Es wird dauern, bis sich Deutschland berappelt, bis das Regieren auf allen Ebenen besser wird. Doch mit jedem kleinen Erfolg kann sich die Stimmung etwas aufhellen und das wird sich positiv auf unsere Alltagskultur, den zwischenmenschlichen Umgang, auswirken. Diese realistische Hoffnung gibt mir Kraft für die Arbeit und sie sollte jedem und jeder Mut machen, im Alltag mehr Freundlichkeit zu wagen.

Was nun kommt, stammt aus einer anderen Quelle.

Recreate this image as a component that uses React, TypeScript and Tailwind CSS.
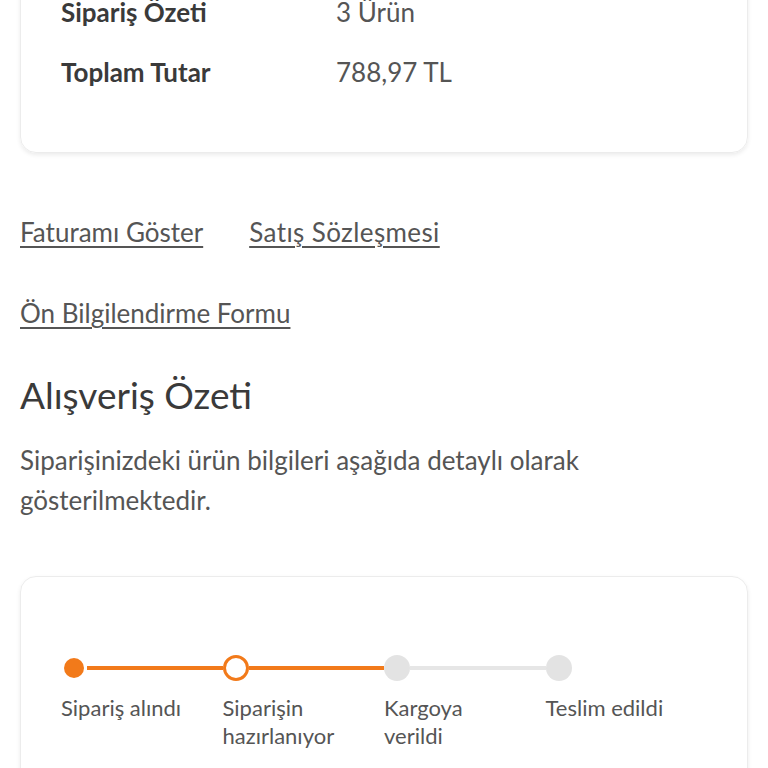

Am 23. Februar sind Wahlen zum Deutschen Bundestag. Egal, wer die neue Regierung führen wird: Keine der großen Aufgaben wird schnell zur Zufriedenheit aller gelöst werden können. Doch wir sollten der neuen Regierung eine Chance geben, nicht gleich abwinken, sondern sie beim Wort nehmen. Und wer mit sich hadert, überhaupt wählen zu gehen, sollte in Länder schauen, in denen es keine freien Wahlen gibt. Dabei wird er feststellen: Selbst in einer überregulierten Demokratie lebt es sich viel besser als in autoritären oder gar diktatorischen Staaten.
Ich wünsche Ihnen von Herzen eine friedvoll-besinnliche Weihnachtszeit im Kreise Ihrer Lieben. Möge das neue Jahr uns so etwas wie Aufbruchstimmung bescheren.